Records with interface code
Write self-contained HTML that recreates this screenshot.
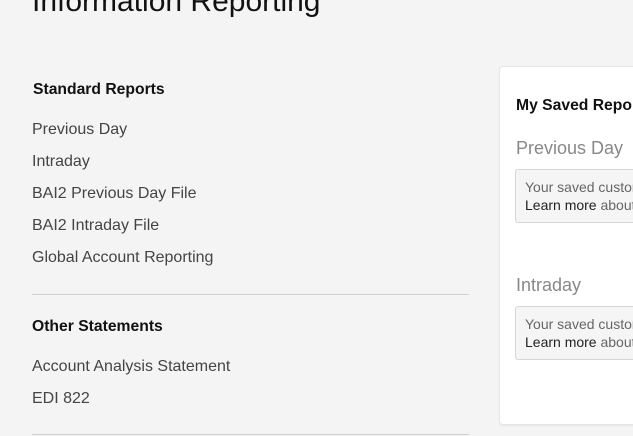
<!DOCTYPE html>
<html><head><meta charset="utf-8"><style>
*{margin:0;padding:0;box-sizing:border-box}
html,body{width:633px;height:436px;overflow:hidden;background:#f4f4f4;font-family:"Liberation Sans",Arial,sans-serif;position:relative}
.a{position:absolute;white-space:nowrap}
h1{position:absolute;left:32px;top:-15px;font-size:30px;font-weight:normal;color:#111;white-space:nowrap}
.h{font-size:15.7px;font-weight:bold;color:#111}
.l{font-size:16px;color:#444}
.hr{position:absolute;left:32px;width:437px;height:1px;background:#d0d0d0}
.wrap{position:absolute;left:499px;top:0;width:134px;height:436px;overflow:hidden}
.card{position:absolute;left:0;top:66px;width:140px;height:359px;background:#fff;border:1px solid #e6e6e6;border-radius:4px;box-shadow:0 1px 2px rgba(0,0,0,.06)}
.g{font-size:18px;color:#888}
.box{position:absolute;left:16px;width:130px;height:54px;background:#f5f5f5;border:1px solid #d6d6d6;border-radius:3px;font-size:14px;color:#666;padding:8px 0 0 9px;line-height:18px;white-space:nowrap;overflow:hidden}
.box b{font-weight:normal;color:#222}
</style></head><body>
<h1>Information Reporting</h1>
<div class="a h" style="left:33px;top:81px">Standard Reports</div>
<div class="a l" style="left:32px;top:121px">Previous Day</div>
<div class="a l" style="left:32px;top:153px">Intraday</div>
<div class="a l" style="left:32px;top:185px">BAI2 Previous Day File</div>
<div class="a l" style="left:32px;top:217px">BAI2 Intraday File</div>
<div class="a l" style="left:32px;top:249px">Global Account Reporting</div>
<div class="hr" style="top:294px"></div>
<div class="a h" style="left:32px;top:318px">Other Statements</div>
<div class="a l" style="left:32px;top:358px">Account Analysis Statement</div>
<div class="a l" style="left:32px;top:390px">EDI 822</div>
<div class="hr" style="top:434px"></div>
<div class="wrap">
<div class="card"></div>
<div class="a h" style="left:17px;top:97px">My Saved Reports</div>
<div class="a g" style="left:17px;top:138px">Previous Day</div>
<div class="box" style="top:169px">Your saved custom reports<br><b>Learn more</b> about</div>
<div class="a g" style="left:17px;top:275px">Intraday</div>
<div class="box" style="top:306px">Your saved custom reports<br><b>Learn more</b> about</div>
</div>
</body></html>
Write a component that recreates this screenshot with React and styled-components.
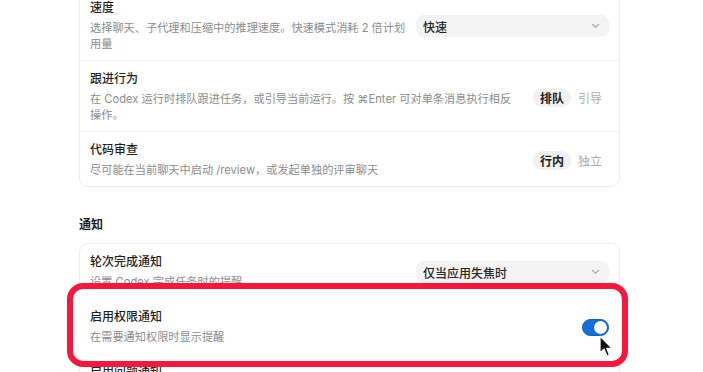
import React from 'react';
import styled, { createGlobalStyle } from 'styled-components';

const GlobalStyle = createGlobalStyle`
  html, body {
    margin: 0;
    background: #ffffff;
  }
  body {
    font-family: Inter, "Noto Sans CJK SC", "Noto Sans", sans-serif;
    color: #1f1f1f;
    -webkit-font-smoothing: antialiased;
  }
`

const Viewport = styled.div`
  height: 372px;
  overflow: hidden;
`

const Page = styled.div`
  width: 541px;
  margin-top: -11px;
  padding-left: 79px;
`

const Card = styled.div`
  background: #fff;
  border: 1px solid #ececec;
  border-radius: 9px;
`

const Row = styled.div`
  display: flex;
  align-items: center;
  gap: 6px;
  padding: 10px 10px 8px 10px;
  position: relative;

  & + & {
    border-top: 1px solid #f3f3f3;
  }
`

const HighlightRow = styled(Row)`
  z-index: 1;

  &::before {
    content: "";
    position: absolute;
    top: -16px;
    left: -13px;
    right: -9px;
    bottom: -14px;
    background: #fff;
    border: 6px solid #f7173d;
    border-radius: 16px;
    z-index: -1;
  }
`

const TextCol = styled.div`
  flex: 1;
  min-width: 0;
  max-width: ${p => p.$max || 'none'};
`

const Title = styled.div`
  font-size: 12px;
  line-height: 16px;
  font-weight: 500;
  color: #1f1f1f;
`

const Desc = styled.div`
  margin-top: 4px;
  font-size: 11.2px;
  line-height: 16px;
  color: #8c8c8c;
`

const SectionTitle = styled.div`
  margin: 30px 0 10px;
  font-size: 12px;
  line-height: 16px;
  font-weight: 600;
  color: #1a1a1a;
`

const Select = styled.div`
  flex-shrink: 0;
  margin-left: auto;
  width: 193px;
  height: 22px;
  box-sizing: border-box;
  padding: 0 9px 0 7px;
  display: flex;
  align-items: center;
  justify-content: space-between;
  background: #f3f3f3;
  border-radius: 8px;
  font-size: 12px;
  font-weight: 500;
  color: #262626;
`

const Segmented = styled.div`
  flex-shrink: 0;
  margin-left: auto;
  display: flex;
`

const Segment = styled.div`
  height: 19px;
  padding: 0 7px;
  display: flex;
  align-items: center;
  border-radius: 10px;
  font-size: 12px;
  font-weight: ${p => (p.$active ? 600 : 400)};
  color: ${p => (p.$active ? '#222' : '#ababab')};
  background: ${p => (p.$active ? '#f1f1f1' : 'transparent')};
`

const ToggleWrap = styled.div`
  flex-shrink: 0;
  margin-left: auto;
  position: relative;
`

const Toggle = styled.div`
  width: 27px;
  height: 17px;
  box-sizing: border-box;
  border-radius: 9px;
  background: #1170db;
  border: 1px solid #0b60bd;
  display: flex;
  align-items: center;
  justify-content: ${p => (p.$on ? 'flex-end' : 'flex-start')};
  padding: 0 1px;
`

const Knob = styled.div`
  width: 13px;
  height: 13px;
  border-radius: 50%;
  background: #fff;
  box-shadow: 0 0 1px rgba(0, 0, 0, 0.3);
`

const Cursor = styled.svg`
  position: absolute;
  left: 16px;
  top: 16px;
`

const Chevron = () => (
  <svg width="9" height="6" viewBox="0 0 9 6" fill="none">
    <path d="M1.5 1.5 L4.5 4.4 L7.5 1.5" stroke="#a6a6a6" strokeWidth="1.1" strokeLinecap="round" strokeLinejoin="round" />
  </svg>
)

const Pointer = () => (
  <Cursor width="16" height="23" viewBox="0 0 14 21">
    <path
      d="M1.5 1 L1.5 16.5 L5.2 13 L7.8 19.2 L10.2 18.2 L7.7 12.2 L12.6 12.2 Z"
      fill="#111"
      stroke="#fff"
      strokeWidth="1.2"
      strokeLinejoin="round"
    />
  </Cursor>
)

export default function App() {
  return (
    <Viewport>
      <GlobalStyle />
      <Page>
        <Card>
          <Row>
            <TextCol>
              <Title>速度</Title>
              <Desc>选择聊天、子代理和压缩中的推理速度。快速模式消耗 2 倍计划用量</Desc>
            </TextCol>
            <Select>
              <span>快速</span>
              <Chevron />
            </Select>
          </Row>
          <Row>
            <TextCol $max="426px">
              <Title>跟进行为</Title>
              <Desc>在 Codex 运行时排队跟进任务，或引导当前运行。按 ⌘Enter 可对单条消息执行相反操作。</Desc>
            </TextCol>
            <Segmented>
              <Segment $active>排队</Segment>
              <Segment>引导</Segment>
            </Segmented>
          </Row>
          <Row>
            <TextCol>
              <Title>代码审查</Title>
              <Desc>尽可能在当前聊天中启动 /review，或发起单独的评审聊天</Desc>
            </TextCol>
            <Segmented>
              <Segment $active>行内</Segment>
              <Segment>独立</Segment>
            </Segmented>
          </Row>
        </Card>

        <SectionTitle>通知</SectionTitle>

        <Card>
          <Row>
            <TextCol>
              <Title>轮次完成通知</Title>
              <Desc>设置 Codex 完成任务时的提醒</Desc>
            </TextCol>
            <Select>
              <span>仅当应用失焦时</span>
              <Chevron />
            </Select>
          </Row>
          <HighlightRow>
            <TextCol>
              <Title>启用权限通知</Title>
              <Desc>在需要通知权限时显示提醒</Desc>
            </TextCol>
            <ToggleWrap>
              <Toggle $on>
                <Knob />
              </Toggle>
              <Pointer />
            </ToggleWrap>
          </HighlightRow>
          <Row>
            <TextCol>
              <Title>启用问题通知</Title>
              <Desc>在 Codex 提出问题时显示提醒</Desc>
            </TextCol>
          </Row>
        </Card>
      </Page>
    </Viewport>
  );
}
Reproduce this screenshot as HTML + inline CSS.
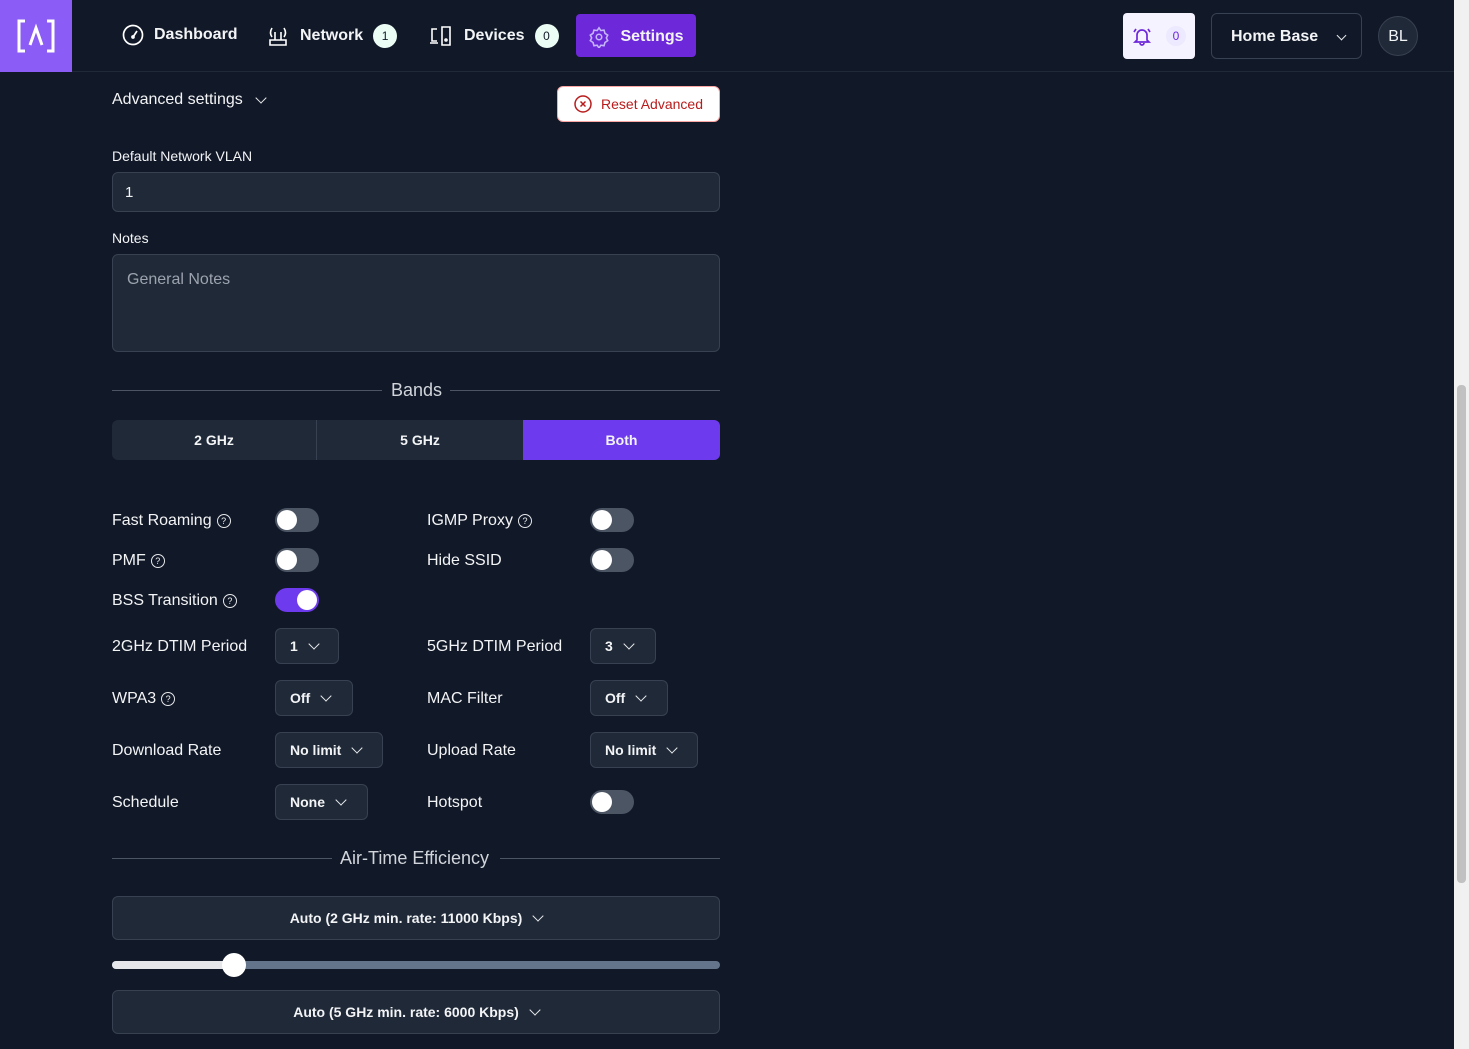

EXERCISE BRIEF:
Look through the data and show every line containing "components".

SOLUTION FOR THIS TASK:
Write a component that recreates this screenshot with React and styled-components.
import styled, { createGlobalStyle } from 'styled-components';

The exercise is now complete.